Being a professional and being an academic are different and logically independent things. Someone’s being a professional means that they belong to a social institution (aka “a profession”) which is composed of people (i) who are paid for doing a specific kind of work, and are also public practitioners of that kind of work, (ii) who must be accredited or certified by the governing body of that particular profession in order to be officially licensed, or otherwise explicitly permitted, to do and publicly practice that kind of work, (iii) who are further constrained by a set of special and highly restrictive normative rules for the doing and public practicing of that kind of work, and (iv) who are even further constrained by a special and highly restrictive code of conduct that goes beyond the work itself into their social-institutional lives more generally, such that, (v) if someone refuses to comply with either the highly restrictive normative rules for the doing and public practicing of the specific kind of work or the highly restrictive code of conduct, then they are publicly reprimanded, sanctioned, or expelled from the profession. By contrast, someone’s being an academic means that they belong to a scholarly or scientific (in the broad sense of “science” captured by the German term Wissenschaft) social institution devoted either to research alone or to research-&-teaching, originally Plato’s Academy, but since the medieval or Scholastic period, and especially since the 18th century, to a university, college, or other social institution of higher education, not only including social institutions that are mainly or specifically devoted to teaching, but also including more-or-less loosely organized circles, teams, or other organizations dedicated solely to scholarly or scientific research without teaching. Academies can operate without either payment (after all, that was one of Plato’s prime objections to the Sophists), normative rules for doing scholarly or scientific work, or codes of conduct. Therefore, it’s really possible to be a professional (say, a doctor or a lawyer) without also being an academic, and it’s also really possible to be an academic (say, a member of Plato’s Academy, The Vienna Circle, or any of various contemporary scholarly or scientific research groups or institutes not affiliated with or governed by the professional academy), without also being a professional.

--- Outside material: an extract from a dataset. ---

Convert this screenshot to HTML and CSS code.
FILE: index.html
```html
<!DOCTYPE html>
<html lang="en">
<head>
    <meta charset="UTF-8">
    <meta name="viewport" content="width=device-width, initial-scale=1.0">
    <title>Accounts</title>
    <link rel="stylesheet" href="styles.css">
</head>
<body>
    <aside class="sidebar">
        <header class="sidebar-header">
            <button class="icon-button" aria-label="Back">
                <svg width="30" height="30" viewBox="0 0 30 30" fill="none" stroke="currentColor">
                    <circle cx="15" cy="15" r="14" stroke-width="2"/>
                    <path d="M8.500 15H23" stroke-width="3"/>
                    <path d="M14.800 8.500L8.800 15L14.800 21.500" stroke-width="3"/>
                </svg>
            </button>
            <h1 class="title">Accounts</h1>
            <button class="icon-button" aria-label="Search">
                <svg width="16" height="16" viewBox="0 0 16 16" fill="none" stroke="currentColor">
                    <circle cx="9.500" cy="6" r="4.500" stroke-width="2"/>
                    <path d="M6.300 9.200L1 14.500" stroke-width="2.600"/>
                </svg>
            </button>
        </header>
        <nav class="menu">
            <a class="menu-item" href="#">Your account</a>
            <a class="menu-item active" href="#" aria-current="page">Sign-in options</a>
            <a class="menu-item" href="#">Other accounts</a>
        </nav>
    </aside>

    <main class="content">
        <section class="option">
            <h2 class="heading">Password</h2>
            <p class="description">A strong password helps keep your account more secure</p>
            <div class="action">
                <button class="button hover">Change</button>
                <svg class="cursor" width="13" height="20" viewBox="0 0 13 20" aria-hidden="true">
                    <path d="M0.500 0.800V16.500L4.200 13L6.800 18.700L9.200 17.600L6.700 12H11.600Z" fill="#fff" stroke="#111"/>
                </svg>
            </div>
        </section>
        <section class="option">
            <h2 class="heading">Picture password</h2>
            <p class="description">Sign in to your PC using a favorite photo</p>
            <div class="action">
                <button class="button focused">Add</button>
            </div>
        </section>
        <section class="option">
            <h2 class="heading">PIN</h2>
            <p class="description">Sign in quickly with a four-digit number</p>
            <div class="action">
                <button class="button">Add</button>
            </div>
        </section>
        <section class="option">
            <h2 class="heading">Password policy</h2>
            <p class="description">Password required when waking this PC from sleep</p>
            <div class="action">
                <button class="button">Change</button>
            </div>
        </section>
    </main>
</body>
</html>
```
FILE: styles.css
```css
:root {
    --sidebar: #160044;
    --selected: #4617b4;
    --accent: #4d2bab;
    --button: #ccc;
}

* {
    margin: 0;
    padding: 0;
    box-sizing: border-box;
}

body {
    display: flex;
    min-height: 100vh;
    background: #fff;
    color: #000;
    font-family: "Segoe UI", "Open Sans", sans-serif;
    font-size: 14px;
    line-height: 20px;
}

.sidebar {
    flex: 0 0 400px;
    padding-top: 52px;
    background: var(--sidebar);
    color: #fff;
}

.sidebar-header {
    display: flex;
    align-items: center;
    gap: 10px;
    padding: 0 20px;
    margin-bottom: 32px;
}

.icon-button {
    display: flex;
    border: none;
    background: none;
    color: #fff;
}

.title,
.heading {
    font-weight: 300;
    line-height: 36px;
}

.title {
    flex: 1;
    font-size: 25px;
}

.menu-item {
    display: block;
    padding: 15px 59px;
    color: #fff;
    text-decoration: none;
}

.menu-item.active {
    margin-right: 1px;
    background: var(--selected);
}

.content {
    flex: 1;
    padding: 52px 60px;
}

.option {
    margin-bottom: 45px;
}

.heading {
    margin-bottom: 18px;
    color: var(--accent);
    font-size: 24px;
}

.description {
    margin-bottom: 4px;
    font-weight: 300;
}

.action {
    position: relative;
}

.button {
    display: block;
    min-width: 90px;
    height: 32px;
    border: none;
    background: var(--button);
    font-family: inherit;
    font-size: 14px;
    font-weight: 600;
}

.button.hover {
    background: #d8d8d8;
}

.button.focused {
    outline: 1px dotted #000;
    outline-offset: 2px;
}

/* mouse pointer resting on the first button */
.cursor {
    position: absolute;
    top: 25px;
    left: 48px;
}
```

Academics in general, and academic philosophers in particular, have often been gently or even sarcastically mocked for “living in an ivory tower.” But it’s simply a brute social fact that massively most contemporary philosophers are both academics and also professionals, which, in turn, leads to a serious metaphilosophical problem. For the vocational vices of professionalism are (i) careerism, (ii) conformism, and (iii) coercive authoritarianism as specifically applied to the members of the profession working under its highly restrictive normative rules of work and code of conduct; the vocational vices of academicism are (i) dogmatism, (ii) esotericism, and (iii) hyper-specialization; and contemporary professional academic philosophy not only has all six of these vocational vices, but also has them in superabundance. This naturally yields the alienation and insulation of professional academic philosophers from the basic beliefs, concerns, needs, and activities of the rest of humanity outside the professional academy, even to the point of being fundamentally theoretically, emotionally, morally, and/or sociopolitically at odds with the rest of humanity, thereby entrenching them in an ivory bunker, a dire philosophical, moral, and sociopolitical situation which can be capsulized and summed up under the rubric of essential irrelevance to humanity. So it’s an accurate and serious criticism of contemporary professional academic philosophy that it’s essentially irrelevant to humanity; as Carlo Cellucci correctly puts it, although perhaps also understating the problem,

[m]ost of the questions considered by today’s [professional academic] philosophers are of interest only to academics working in a little corner of philosophy, not to those working in other corners of philosophy, let alone to people working in other subjects or to cultured people at large. (Cellucci, 2018: p. 14)

Now, the metaphilosophical problem of essential-irrelevance-to-humanity is also a perennial problem for professional academic philosophy, as John Dewey pointed out at length a year before the end of World War I (Dewey, 1917), as Arthur Schopenhauer pointed out at similar length sixty-six years earlier, in 1851, (Schopenhauer, 2014), and as Henry David Thoreau formulated it very crisply and indeed epigramatically — as per the epigraph at the top of this essay — in 1854:

There are nowadays professors of philosophy, but not philosophers. Yet it is admirable to profess because it was once admirable to live. To be a philosopher is not merely to have subtle thoughts, nor even to found a school, but so to love wisdom as to live according to its dictates…. It is to solve some of the problems of life, not only theoretically, but practically. (Thoreau, 1957: p. 9)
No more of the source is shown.